The original paper that gave birth to the concept of RDD is Resilient Distributed Datasets: A Fault-Tolerant Abstraction for In-Memory Cluster Computing by Matei Zaharia et al.
Today, with Spark 2.x, we treat RDDs as the assembly language of the Spark ecosystem.
DataFrames, Datasets & SQL provide the higher level abstraction over RDDs.

Apache Spark Overview - 图3

Besides being able to run in many environments…
Apache Spark makes the platform even more approachable by supporting multiple languages:
Scala - Apache Spark’s primary language.
Python - More commonly referred to as PySpark
R - SparkR (R on Spark)
Java
SQL - Closer to ANSI SQL 2003 compliance :
- Now running all 99 TPC-DS queries
- New standards-compliant parser (with good error messages!)
- Subqueries (correlated & uncorrelated)
- Approximate aggregate stats
With the older RDD API, there are significant differences with each language’s implementation, namely in performance.
With the newer DataFrames API, the performance differences between languages are nearly nonexistence (especially for Scala, Java & Python).
With that, not all languages get the same amount of love - just the same, that API gap for each language is rapidly closing, especially between Spark 1.x and 2.x.
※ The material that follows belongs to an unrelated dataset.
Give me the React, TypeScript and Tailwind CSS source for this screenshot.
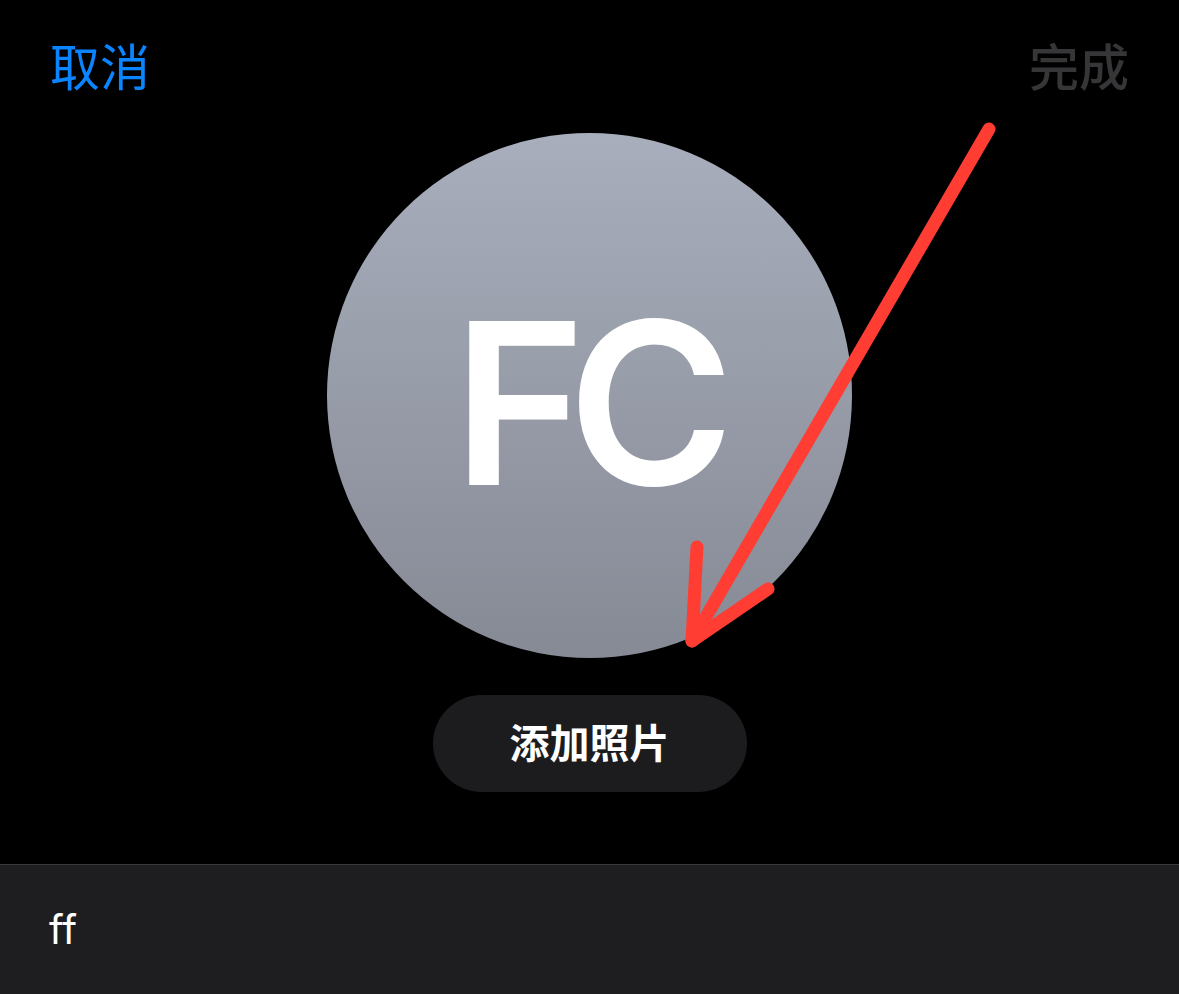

Apache Spark Overview - 图5

The Driver is the JVM in which our application runs.
The secret to Spark’s awesome performance is parallelism.
Scaling vertically is limited to a finite amount of RAM, Threads and CPU speeds.
Scaling horizontally means we can simply add new “nodes” to the cluster almost endlessly.
We parallelize at two levels:
The first level of parallelization is the Executor - a Java virtual machine running on a node, typically, one instance per node.
The second level of parallelization is the Slot - the number of which is determined by the number of cores and CPUs of each node.
Each Executor has a number of Slots to which parallelized Tasks can be assigned to it by the Driver.

Apache Spark Overview - 图6

The JVM is naturally multithreaded, but a single JVM, such as our Driver, has a finite upper limit.
By creating Tasks, the Driver can assign units of work to Slots for parallel execution.
Additionally, the Driver must also decide how to partition the data so that it can be distributed for parallel processing (not shown here).
Consequently, the Driver is assigning a Partition of data to each task - in this way each Task knows which piece of data it is to process.
Once started, each Task will fetch from the original data source the Partition of data assigned to it.
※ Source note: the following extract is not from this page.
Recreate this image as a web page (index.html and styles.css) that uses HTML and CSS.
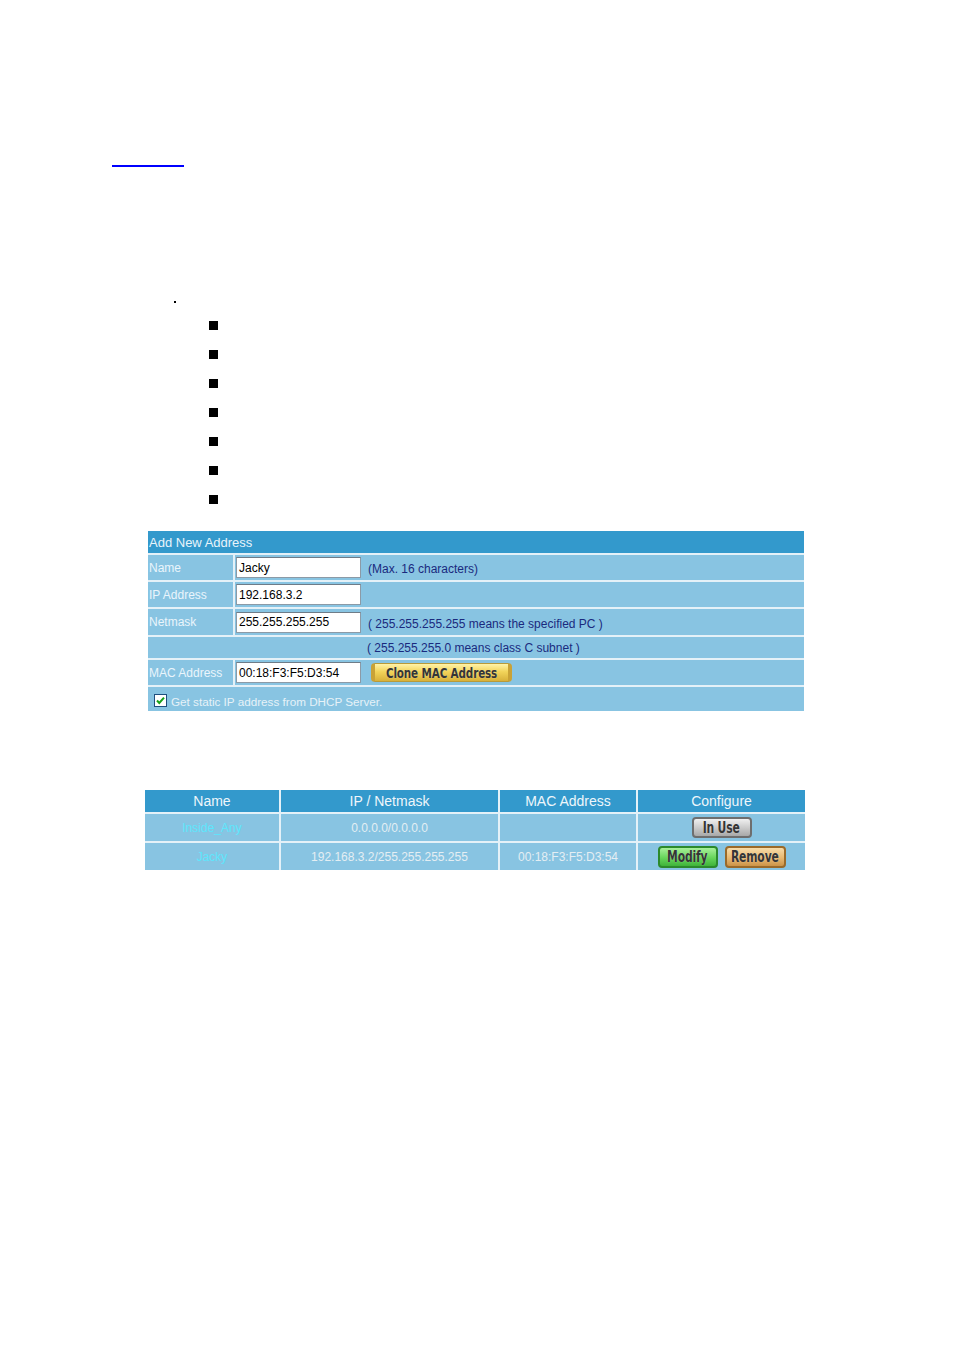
FILE: index.html
```html
<!DOCTYPE html>
<html>
<head>
<meta charset="utf-8">
<link rel="stylesheet" href="styles.css">
</head>
<body>
<div class="page">
  <a class="toplink" href="#"></a>
  <div class="dot"></div>
  <ul class="bullets">
    <li></li><li></li><li></li><li></li><li></li><li></li><li></li>
  </ul>

  <div class="form">
    <div class="f-head">Add New Address</div>

    <div class="f-label">Name</div>
    <div class="f-val"><span class="input">Jacky</span><span class="hint">(Max. 16 characters)</span></div>

    <div class="f-label">IP Address</div>
    <div class="f-val"><span class="input">192.168.3.2</span></div>

    <div class="f-label">Netmask</div>
    <div class="f-val"><span class="input">255.255.255.255</span><span class="hint">( 255.255.255.255 means the specified PC )</span></div>

    <div class="f-wide f-sub"><span class="hint hint-sub">( 255.255.255.0 means class C subnet )</span></div>

    <div class="f-label">MAC Address</div>
    <div class="f-val"><span class="input">00:18:F3:F5:D3:54</span><span class="btn btn-yellow btn-clone"><span>Clone MAC Address</span></span></div>

    <div class="f-wide f-check">
      <svg class="cb" width="13" height="13" viewBox="0 0 13 13"><rect x="0.5" y="0.5" width="12" height="12" fill="#fff" stroke="#1e4f7e"/><path d="M3 6.5 L5.3 9 L10 3.6" fill="none" stroke="#18a018" stroke-width="2"/></svg>
      <span class="check-text">Get static IP address from DHCP Server.</span>
    </div>
  </div>

  <div class="list">
    <div class="l-head">Name</div>
    <div class="l-head">IP / Netmask</div>
    <div class="l-head">MAC Address</div>
    <div class="l-head">Configure</div>

    <div class="l-cell l-name">Inside_Any</div>
    <div class="l-cell">0.0.0.0/0.0.0.0</div>
    <div class="l-cell"></div>
    <div class="l-cell l-conf"><span class="btn btn-gray btn-inuse"><span>In Use</span></span></div>

    <div class="l-cell l-name">Jacky</div>
    <div class="l-cell">192.168.3.2/255.255.255.255</div>
    <div class="l-cell">00:18:F3:F5:D3:54</div>
    <div class="l-cell l-conf"><span class="btn btn-green btn-modify"><span>Modify</span></span><span class="btn btn-orange btn-remove"><span>Remove</span></span></div>
  </div>
</div>
</body>
</html>
```

FILE: styles.css
```css
html, body {
  margin: 0;
  padding: 0;
  background: #ffffff;
}
.page {
  width: 954px;
  height: 1350px;
  font-family: "Liberation Sans", Arial, sans-serif;
  overflow: hidden;
}
.toplink {
  display: block;
  margin: 165px 0 0 112px;
  width: 72px;
  height: 2px;
  background: #0000ff;
}
.dot {
  margin: 134px 0 0 174px;
  width: 2px;
  height: 2px;
  background: #000;
}
.bullets {
  list-style: none;
  margin: 8px 0 0 0;
  padding: 0 0 0 209px;
}
.bullets li {
  height: 29px;
  display: flex;
  align-items: center;
}
.bullets li::before {
  content: "";
  width: 9px;
  height: 9px;
  background: #000;
}

/* Add new address form */
.form {
  margin: 17px 0 0 148px;
  width: 656px;
  display: grid;
  grid-template-columns: 85px 1fr;
  grid-template-rows: 22px 25px 25px 26px 21px 25px 24px;
  gap: 2px;
  background: #e4f1f8;
}
.f-head {
  grid-column: 1 / 3;
  background: #3399cc;
  color: #e8f4fb;
  font-size: 13px;
  display: flex;
  align-items: center;
  padding-left: 1px;
}
.f-label {
  background: #88c4e2;
  color: #eaf5fc;
  font-size: 12px;
  display: flex;
  align-items: center;
  padding-left: 1px;
}
.f-val {
  background: #88c4e2;
  display: flex;
  align-items: center;
  padding-left: 1px;
}
.f-wide {
  grid-column: 1 / 3;
  background: #88c4e2;
  display: flex;
  align-items: center;
}
.input {
  box-sizing: border-box;
  width: 125px;
  height: 21px;
  background: #fff;
  border: 1px solid #8c9aa6;
  border-top-color: #6f7c88;
  font-size: 12px;
  color: #000;
  display: flex;
  align-items: center;
  padding-left: 2px;
}
.hint {
  color: #1a2a7e;
  font-size: 12px;
  margin-left: 7px;
  padding-top: 3px;
}
.f-sub {
  padding-left: 219px;
}
.hint-sub {
  margin-left: 0;
  padding-top: 0;
}
.f-check {
  padding-left: 6px;
}
.cb {
  display: block;
  margin-top: 2px;
}
.check-text {
  color: #e6f2f8;
  font-size: 11.7px;
  margin-left: 4px;
  padding-top: 5px;
}

/* buttons */
.btn {
  box-sizing: border-box;
  display: inline-flex;
  align-items: center;
  justify-content: center;
  border-radius: 4px;
  font-family: "DejaVu Sans Condensed", "DejaVu Sans", sans-serif;
  font-weight: bold;
  font-size: 15px;
  color: #353535;
  text-shadow: 0 0 1px rgba(255,255,255,0.5);
  overflow: hidden;
  white-space: nowrap;
}
.btn span {
  display: inline-block;
  transform: scaleX(0.8);
  letter-spacing: -0.2px;
}
.btn-yellow {
  background: linear-gradient(#fff3a8, #f2d45a 45%, #d8b13a);
  border: 1px solid #b89a3a;
  border-left: 4px solid #c9a236;
  border-right: 4px solid #c9a236;
}
.btn-clone {
  width: 141px;
  height: 19px;
  margin-left: 10px;
  font-size: 14.5px;
}
.btn-gray {
  background: linear-gradient(#f0f0f0, #c8c8c8 55%, #a8a8a8);
  border: 2px solid #6e6e6e;
}
.btn-inuse {
  width: 60px;
  height: 21px;
}
.btn-green {
  background: linear-gradient(#a8f09a, #66d55a 55%, #3fb33a);
  border: 2px solid #2c8a2c;
}
.btn-modify {
  width: 60px;
  height: 22px;
}
.btn-orange {
  background: linear-gradient(#f8dca8, #e8b872 55%, #cc9448);
  border: 2px solid #9a6a2a;
}
.btn-remove {
  width: 61px;
  height: 22px;
  margin-left: 7px;
}

/* address list */
.list {
  margin: 79px 0 0 145px;
  width: 660px;
  display: grid;
  grid-template-columns: 134px 217px 136px 167px;
  grid-template-rows: 22px 27px 27px;
  gap: 2px;
  background: #e4f1f8;
}
.l-head {
  background: #3399cc;
  color: #eef6fb;
  font-size: 14px;
  display: flex;
  align-items: center;
  justify-content: center;
}
.l-cell {
  background: #88c4e2;
  color: #e4eef3;
  font-size: 12px;
  display: flex;
  align-items: center;
  justify-content: center;
}
.l-name {
  color: #5ee6fc;
}
.l-conf {
  justify-content: center;
}
```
Each parallelized action is referred to as a Job.
The results of each Job (parallelized/distributed action) is returned to the Driver.
Depending on the work required, multiple Jobs will be required.
Each Job is broken down into Stages.
This would be analogous to building a house (the job)
The first stage would be to lay the foundation.
The second stage would be to erect the walls.
The third stage would be to add the room.
Attempting to do any of these steps out of order just won’t make sense, if not just impossible.
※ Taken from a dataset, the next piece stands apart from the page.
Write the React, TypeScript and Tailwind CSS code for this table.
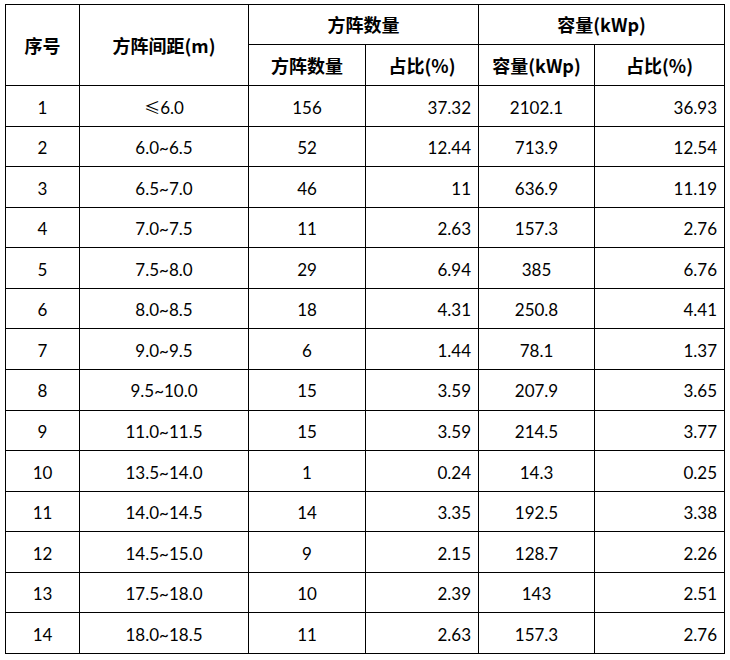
import React from "react";

type Row = {
  no: number;
  spacing: string;
  count: string;
  countPct: string;
  cap: string;
  capPct: string;
};

const rows: Row[] = [
  { no: 1, spacing: "6.0", count: "156", countPct: "37.32", cap: "2102.1", capPct: "36.93" },
  { no: 2, spacing: "6.0~6.5", count: "52", countPct: "12.44", cap: "713.9", capPct: "12.54" },
  { no: 3, spacing: "6.5~7.0", count: "46", countPct: "11", cap: "636.9", capPct: "11.19" },
  { no: 4, spacing: "7.0~7.5", count: "11", countPct: "2.63", cap: "157.3", capPct: "2.76" },
  { no: 5, spacing: "7.5~8.0", count: "29", countPct: "6.94", cap: "385", capPct: "6.76" },
  { no: 6, spacing: "8.0~8.5", count: "18", countPct: "4.31", cap: "250.8", capPct: "4.41" },
  { no: 7, spacing: "9.0~9.5", count: "6", countPct: "1.44", cap: "78.1", capPct: "1.37" },
  { no: 8, spacing: "9.5~10.0", count: "15", countPct: "3.59", cap: "207.9", capPct: "3.65" },
  { no: 9, spacing: "11.0~11.5", count: "15", countPct: "3.59", cap: "214.5", capPct: "3.77" },
  { no: 10, spacing: "13.5~14.0", count: "1", countPct: "0.24", cap: "14.3", capPct: "0.25" },
  { no: 11, spacing: "14.0~14.5", count: "14", countPct: "3.35", cap: "192.5", capPct: "3.38" },
  { no: 12, spacing: "14.5~15.0", count: "9", countPct: "2.15", cap: "128.7", capPct: "2.26" },
  { no: 13, spacing: "17.5~18.0", count: "10", countPct: "2.39", cap: "143", capPct: "2.51" },
  { no: 14, spacing: "18.0~18.5", count: "11", countPct: "2.63", cap: "157.3", capPct: "2.76" },
];

const th =
  "border border-black text-center align-middle font-bold text-[18px] text-black [font-family:'Noto_Sans_CJK_SC',sans-serif]";
const td = "border border-black align-middle text-[17px] text-black pt-[3px]";

const App = () => {
  return (
    <div className="min-h-[660px] w-[730px] bg-white pl-[5px] pt-[4px]">
      <table className="table-fixed border-collapse w-[719px] h-[650px] [font-family:Lato,'Noto_Sans_CJK_SC',sans-serif]">
        <colgroup>
          <col className="w-[74px]" />
          <col className="w-[169px]" />
          <col className="w-[117px]" />
          <col className="w-[113px]" />
          <col className="w-[116px]" />
          <col className="w-[130px]" />
        </colgroup>
        <thead>
          <tr className="h-[40px]">
            <th rowSpan={2} className={th}>
              序号
            </th>
            <th rowSpan={2} className={th}>
              方阵间距(m)
            </th>
            <th colSpan={2} className={th}>
              方阵数量
            </th>
            <th colSpan={2} className={th}>
              容量(kWp)
            </th>
          </tr>
          <tr className="h-[41px]">
            <th className={th}>方阵数量</th>
            <th className={th}>占比(%)</th>
            <th className={th}>容量(kWp)</th>
            <th className={th}>占比(%)</th>
          </tr>
        </thead>
        <tbody>
          {rows.map((r) => (
            <tr key={r.no} className="h-[40px]">
              <td className={`${td} text-center`}>{r.no}</td>
              <td className={`${td} text-center`}>
                {r.no === 1 && (
                  <span className="[font-family:'Noto_Sans_CJK_SC',sans-serif] text-[16px]">
                    ≤
                  </span>
                )}
                {r.spacing}
              </td>
              <td className={`${td} text-center`}>{r.count}</td>
              <td className={`${td} text-right pr-[7px]`}>{r.countPct}</td>
              <td className={`${td} text-center`}>{r.cap}</td>
              <td className={`${td} text-right pr-[7px]`}>{r.capPct}</td>
            </tr>
          ))}
        </tbody>
      </table>
    </div>
  );
};

export default App;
Apache Spark Overview - 图7

At a much lower level, Spark Core employs a Cluster Manager that is responsible for provisioning nodes in our cluster.
Databricks provides a robust, high-performing Cluster Manager as part of its overall offerings.
Additional Cluster Managers are available for Mesos, Yarn and by other third parties.
In addition to this, Spark has a Standalone mode in which you manually configure each node.
In each of these scenarios, the Driver is [presumably] running on one node, with each Executors running on N different nodes.
From a developer’s and student’s perspective my primary focus is on…
The number of Partitions my data is divided into.
The number of Slots I have for parallel execution.
How many Jobs am I triggering?
And lastly the Stages those jobs are divided into.